My brother and I lived with our mother and her boyfriend Gary (not his real name, but we’ll just call him that).  Gary, as I remember, was Christian.  He was also racist.  I’ve met Gary’s father a number of times, and I could clearly tell that’s where he got it from.  Gary’s father was apparently a prominent member of the Ku Klux Klan.  I also think if my mother had known both Gary and his dad were racists before they started living together they never would have never moved in together in the first place.  Gary was with us from the time I was 3 until about 17.  We didn’t like him.  My mother stayed with him while she went to college so she could afford to go on her own, but she didn’t love him.  As big of an asshole Gary was, he still supported all of us through most of our lives, and I wouldn’t be surprised if he used that as some sort of leverage.  I saw my mother finally going to school as an act of defiance, even if it took her 10 years to enroll.  I don’t know the whole story, but that’s just how things unfolded.

Gary started out being physically abusive, though not sexually as far as I can remember.  I can recall specific incidents of violence while not being able to remember if my mother wasn’t there or if the just let it happen, or was too scared to do anything about it, or if she didn’t see it as abuse at all.  I don’t mean for this to sound like my mother was neglectful, as she was raised in a moderately abusive home as well, and probably thought it was normal.  Whatever the case, for over a decade, there was a usual pattern of Gary getting angry, getting violent, then coming in the room to sob and apologize some hours later.  “I never mean to hurt you and I won’t do it again.” He would say.  What he really meant was he wouldn’t do it again for a couple weeks or a month.
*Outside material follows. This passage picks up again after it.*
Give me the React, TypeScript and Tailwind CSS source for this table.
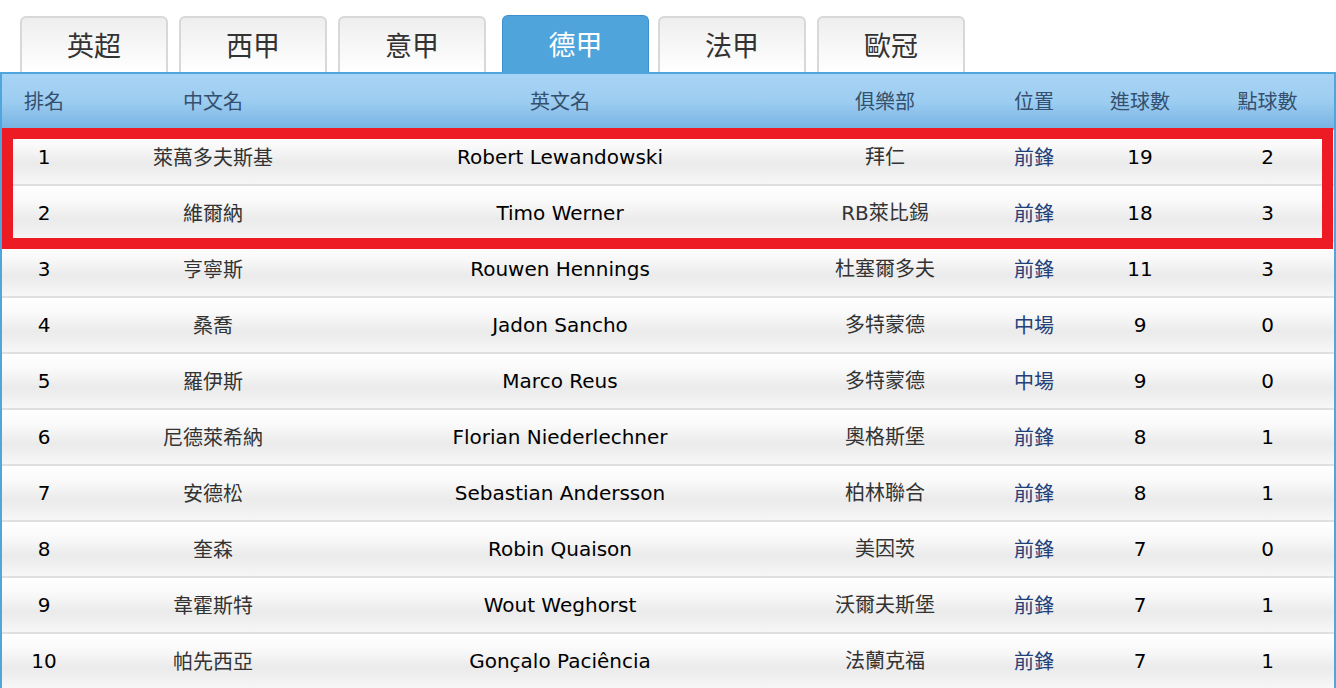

When I was a teenager, and doing pretty well in Tae Kwon Do, we all went to family counseling. Gary then resorted to what I can only describe as mental abuse.  Whether it was because of the counseling, or because I was now physically capable of burying my heel deep into his cranium, I can’t say.  Maybe it was a combination of both.  Unfortunately, one of the things they teach you in martial arts is discipline, so while I would regularly fantasize about whether or not I could crack his skull with my foot, I was well behaved enough not to test the hypothesis.
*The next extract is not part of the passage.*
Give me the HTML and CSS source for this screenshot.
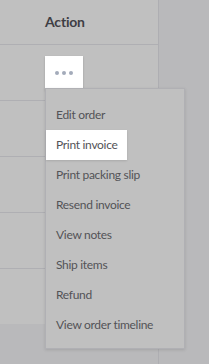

“Isn’t it enough to see that a garden is beautiful without having to believe that there are fairies at the bottom of it?” – Douglas Adams

My grandmother stopped taking me to church and Sunday school at a very young age.  I only recall Sunday school as being a very short period of time in my life.  I have a few half-second memories of Sunday school.  I remember making a Santa Claus out of a paper plate, some felt, and cotton balls for the beard.  I also remember the teacher explaining our solar system – the geocentric version.  It sounded reasonable to me at the time (again, I was 5), though it never occurred to me to compare it to the heliocentric version my kindergarten teacher went over with us in some playful children’s song in class.  The two versions just never occupied my mind at the same time to confuse me…  Until I was visiting my father one weekend and the subject of outer space came up.

My dad was raised in a religious home.  His parents were (and still are) fairly successful, Republican Christians.  I never knew if they’ve ever attended a church, but they definitely do believe the whole Jesus story and say grace before each meal.  They’ve never told me anything that suggested I had to do the same thing.  When I remember my father, I think he might have been an atheist, but I also don’t think my grandparents on that side realized it.  Or if they did, they didn’t talk about it much in front of me, but knowing them all my life (again, as many people tend to do), I know it would bother them.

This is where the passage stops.